:: Your objective ::
Below are the records. Gather each line that holds "screenshot".

:: Data to use ::
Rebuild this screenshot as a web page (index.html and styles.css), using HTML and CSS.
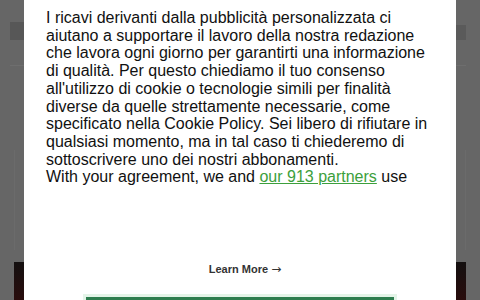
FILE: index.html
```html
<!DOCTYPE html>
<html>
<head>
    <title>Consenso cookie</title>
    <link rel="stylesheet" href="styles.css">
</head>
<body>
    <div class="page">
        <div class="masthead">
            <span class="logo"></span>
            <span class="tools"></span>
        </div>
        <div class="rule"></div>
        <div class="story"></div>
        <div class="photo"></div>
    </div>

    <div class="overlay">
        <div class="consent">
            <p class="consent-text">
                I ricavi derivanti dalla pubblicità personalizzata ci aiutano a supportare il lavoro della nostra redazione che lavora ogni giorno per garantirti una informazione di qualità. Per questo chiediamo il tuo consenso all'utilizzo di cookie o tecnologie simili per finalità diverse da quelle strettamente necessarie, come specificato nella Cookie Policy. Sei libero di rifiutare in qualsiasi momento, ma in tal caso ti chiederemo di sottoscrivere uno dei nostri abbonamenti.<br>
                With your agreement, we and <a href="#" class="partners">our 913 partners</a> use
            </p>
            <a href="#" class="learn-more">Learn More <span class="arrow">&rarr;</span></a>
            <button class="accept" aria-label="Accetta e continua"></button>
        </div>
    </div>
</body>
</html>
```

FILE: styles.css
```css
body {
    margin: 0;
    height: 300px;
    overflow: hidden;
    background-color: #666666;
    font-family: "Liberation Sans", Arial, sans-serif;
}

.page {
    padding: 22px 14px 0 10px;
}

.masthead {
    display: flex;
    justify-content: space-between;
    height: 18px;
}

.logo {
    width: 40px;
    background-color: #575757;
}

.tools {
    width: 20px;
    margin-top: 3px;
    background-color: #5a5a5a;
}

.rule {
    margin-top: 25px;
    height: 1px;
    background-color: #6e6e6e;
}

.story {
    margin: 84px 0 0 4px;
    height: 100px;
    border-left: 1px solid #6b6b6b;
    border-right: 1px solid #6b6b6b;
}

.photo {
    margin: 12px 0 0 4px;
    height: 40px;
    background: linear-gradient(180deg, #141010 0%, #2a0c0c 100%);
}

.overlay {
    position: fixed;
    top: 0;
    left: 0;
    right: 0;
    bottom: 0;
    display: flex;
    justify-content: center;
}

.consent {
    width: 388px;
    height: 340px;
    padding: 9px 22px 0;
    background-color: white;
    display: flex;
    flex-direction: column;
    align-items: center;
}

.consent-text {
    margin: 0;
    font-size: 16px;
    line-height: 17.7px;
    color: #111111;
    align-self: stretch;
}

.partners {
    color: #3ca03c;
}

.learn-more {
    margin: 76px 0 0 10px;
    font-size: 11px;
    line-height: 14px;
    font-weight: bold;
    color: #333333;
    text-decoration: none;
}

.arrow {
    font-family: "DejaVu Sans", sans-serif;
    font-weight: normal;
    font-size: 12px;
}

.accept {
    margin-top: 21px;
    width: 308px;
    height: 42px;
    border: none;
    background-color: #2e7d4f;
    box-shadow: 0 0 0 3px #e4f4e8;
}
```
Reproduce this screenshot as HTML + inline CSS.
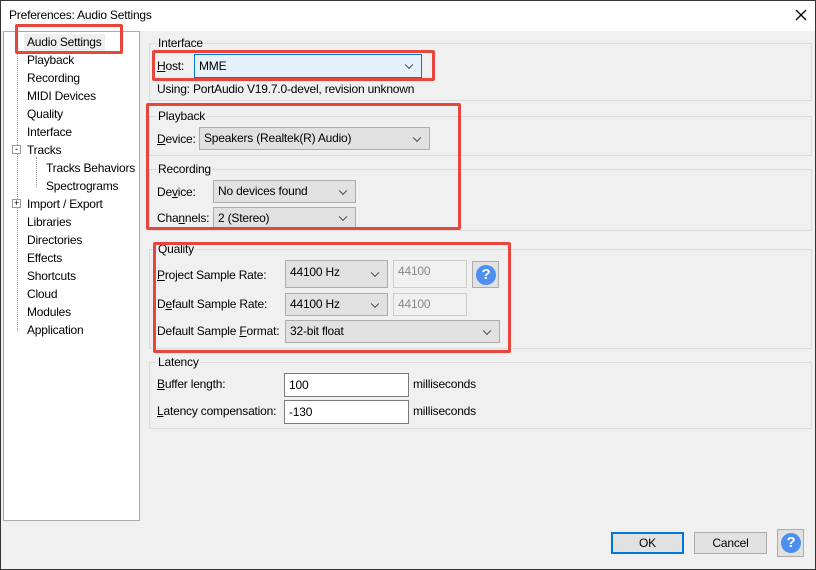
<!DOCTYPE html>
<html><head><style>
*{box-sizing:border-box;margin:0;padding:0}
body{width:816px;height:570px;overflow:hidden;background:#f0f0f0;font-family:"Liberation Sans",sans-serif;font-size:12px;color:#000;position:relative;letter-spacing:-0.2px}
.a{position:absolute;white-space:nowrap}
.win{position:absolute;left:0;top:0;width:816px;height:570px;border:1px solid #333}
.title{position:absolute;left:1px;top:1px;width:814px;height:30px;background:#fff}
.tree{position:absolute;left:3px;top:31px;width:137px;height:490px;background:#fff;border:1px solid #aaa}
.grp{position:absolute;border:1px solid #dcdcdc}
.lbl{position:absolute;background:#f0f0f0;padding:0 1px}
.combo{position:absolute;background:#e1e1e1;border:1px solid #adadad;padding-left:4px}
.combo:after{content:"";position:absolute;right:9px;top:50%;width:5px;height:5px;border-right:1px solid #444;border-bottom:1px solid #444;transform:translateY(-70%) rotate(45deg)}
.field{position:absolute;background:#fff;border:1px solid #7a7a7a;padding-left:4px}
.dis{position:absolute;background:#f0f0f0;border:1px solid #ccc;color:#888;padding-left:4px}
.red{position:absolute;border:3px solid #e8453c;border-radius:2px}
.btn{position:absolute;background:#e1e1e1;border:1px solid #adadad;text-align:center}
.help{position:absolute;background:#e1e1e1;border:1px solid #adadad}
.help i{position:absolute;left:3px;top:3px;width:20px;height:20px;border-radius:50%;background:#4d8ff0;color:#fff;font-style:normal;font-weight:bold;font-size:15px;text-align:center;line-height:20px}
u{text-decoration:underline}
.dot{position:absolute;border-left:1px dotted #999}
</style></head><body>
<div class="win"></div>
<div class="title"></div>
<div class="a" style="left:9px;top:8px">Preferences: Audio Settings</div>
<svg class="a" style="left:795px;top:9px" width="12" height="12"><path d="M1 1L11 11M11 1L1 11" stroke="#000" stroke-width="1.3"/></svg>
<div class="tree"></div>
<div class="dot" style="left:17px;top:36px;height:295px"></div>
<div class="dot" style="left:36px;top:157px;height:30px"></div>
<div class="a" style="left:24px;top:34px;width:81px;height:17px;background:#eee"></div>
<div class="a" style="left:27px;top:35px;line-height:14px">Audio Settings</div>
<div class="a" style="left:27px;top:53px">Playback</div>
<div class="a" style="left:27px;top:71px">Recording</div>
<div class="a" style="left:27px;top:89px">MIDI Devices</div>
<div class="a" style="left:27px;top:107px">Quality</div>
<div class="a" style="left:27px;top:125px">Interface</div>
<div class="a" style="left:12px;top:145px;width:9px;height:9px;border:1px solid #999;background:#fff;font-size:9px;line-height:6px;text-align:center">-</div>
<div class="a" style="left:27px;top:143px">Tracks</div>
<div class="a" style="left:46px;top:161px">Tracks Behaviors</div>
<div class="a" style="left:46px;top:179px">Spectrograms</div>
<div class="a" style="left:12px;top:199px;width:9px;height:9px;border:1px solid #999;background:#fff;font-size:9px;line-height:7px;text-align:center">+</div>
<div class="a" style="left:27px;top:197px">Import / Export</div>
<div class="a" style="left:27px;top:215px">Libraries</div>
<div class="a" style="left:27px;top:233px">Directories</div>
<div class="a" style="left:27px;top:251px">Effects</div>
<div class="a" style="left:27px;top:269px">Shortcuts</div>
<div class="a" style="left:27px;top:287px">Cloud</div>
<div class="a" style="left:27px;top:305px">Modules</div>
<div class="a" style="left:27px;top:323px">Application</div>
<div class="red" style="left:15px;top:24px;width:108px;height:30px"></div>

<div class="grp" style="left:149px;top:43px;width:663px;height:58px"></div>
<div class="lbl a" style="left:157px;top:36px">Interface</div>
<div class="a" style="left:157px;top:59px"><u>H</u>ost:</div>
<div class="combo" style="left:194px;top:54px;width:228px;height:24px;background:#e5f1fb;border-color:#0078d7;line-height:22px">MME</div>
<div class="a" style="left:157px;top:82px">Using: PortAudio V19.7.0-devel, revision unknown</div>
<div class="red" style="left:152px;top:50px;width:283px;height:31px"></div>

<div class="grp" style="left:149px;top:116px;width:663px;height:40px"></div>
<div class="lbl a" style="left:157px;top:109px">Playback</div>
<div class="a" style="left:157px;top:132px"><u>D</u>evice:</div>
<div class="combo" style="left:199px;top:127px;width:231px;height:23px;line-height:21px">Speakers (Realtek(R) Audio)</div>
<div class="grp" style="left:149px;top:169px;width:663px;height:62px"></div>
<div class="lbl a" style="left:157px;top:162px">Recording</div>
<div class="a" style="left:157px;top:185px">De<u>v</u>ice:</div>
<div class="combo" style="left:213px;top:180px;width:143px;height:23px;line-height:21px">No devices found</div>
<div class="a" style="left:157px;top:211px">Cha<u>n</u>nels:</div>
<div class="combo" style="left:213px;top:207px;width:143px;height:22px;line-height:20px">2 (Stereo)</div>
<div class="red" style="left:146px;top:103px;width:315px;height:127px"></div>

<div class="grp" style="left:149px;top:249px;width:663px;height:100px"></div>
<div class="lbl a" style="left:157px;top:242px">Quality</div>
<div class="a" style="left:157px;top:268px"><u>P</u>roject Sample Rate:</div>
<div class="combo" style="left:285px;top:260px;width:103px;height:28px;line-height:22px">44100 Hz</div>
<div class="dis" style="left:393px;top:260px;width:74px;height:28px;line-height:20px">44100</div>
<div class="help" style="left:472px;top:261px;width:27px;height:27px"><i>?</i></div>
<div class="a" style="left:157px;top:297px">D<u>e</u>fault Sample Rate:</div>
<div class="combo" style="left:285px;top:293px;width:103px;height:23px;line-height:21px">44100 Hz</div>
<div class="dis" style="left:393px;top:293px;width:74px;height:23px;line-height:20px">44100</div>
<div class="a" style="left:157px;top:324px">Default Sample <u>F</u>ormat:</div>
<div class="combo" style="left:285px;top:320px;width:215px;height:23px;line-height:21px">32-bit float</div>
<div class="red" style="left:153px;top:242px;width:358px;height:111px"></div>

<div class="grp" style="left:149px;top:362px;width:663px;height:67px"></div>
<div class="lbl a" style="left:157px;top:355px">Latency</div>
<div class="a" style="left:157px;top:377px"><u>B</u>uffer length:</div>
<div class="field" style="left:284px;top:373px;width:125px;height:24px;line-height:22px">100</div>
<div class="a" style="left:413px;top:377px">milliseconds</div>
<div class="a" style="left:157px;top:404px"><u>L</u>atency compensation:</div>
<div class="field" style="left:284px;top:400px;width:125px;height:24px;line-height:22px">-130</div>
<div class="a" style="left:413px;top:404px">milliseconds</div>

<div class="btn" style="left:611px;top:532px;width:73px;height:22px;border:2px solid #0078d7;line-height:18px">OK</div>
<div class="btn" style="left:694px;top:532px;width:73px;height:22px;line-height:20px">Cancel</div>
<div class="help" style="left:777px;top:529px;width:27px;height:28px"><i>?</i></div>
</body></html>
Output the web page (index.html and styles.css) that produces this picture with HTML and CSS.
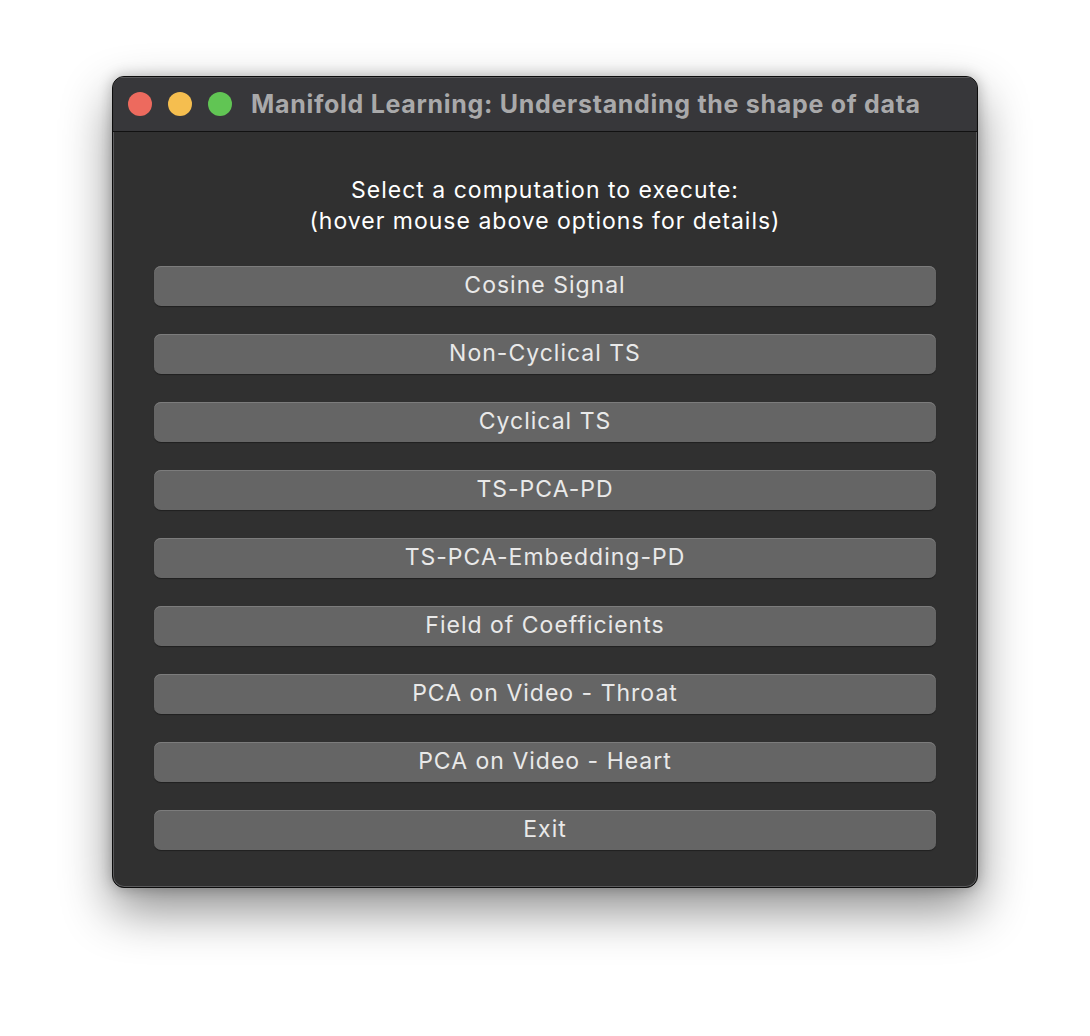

:: Result ::
Rebuild this screenshot as a web page (index.html and styles.css), using HTML and CSS.
Reproduce this screenshot as HTML + inline CSS.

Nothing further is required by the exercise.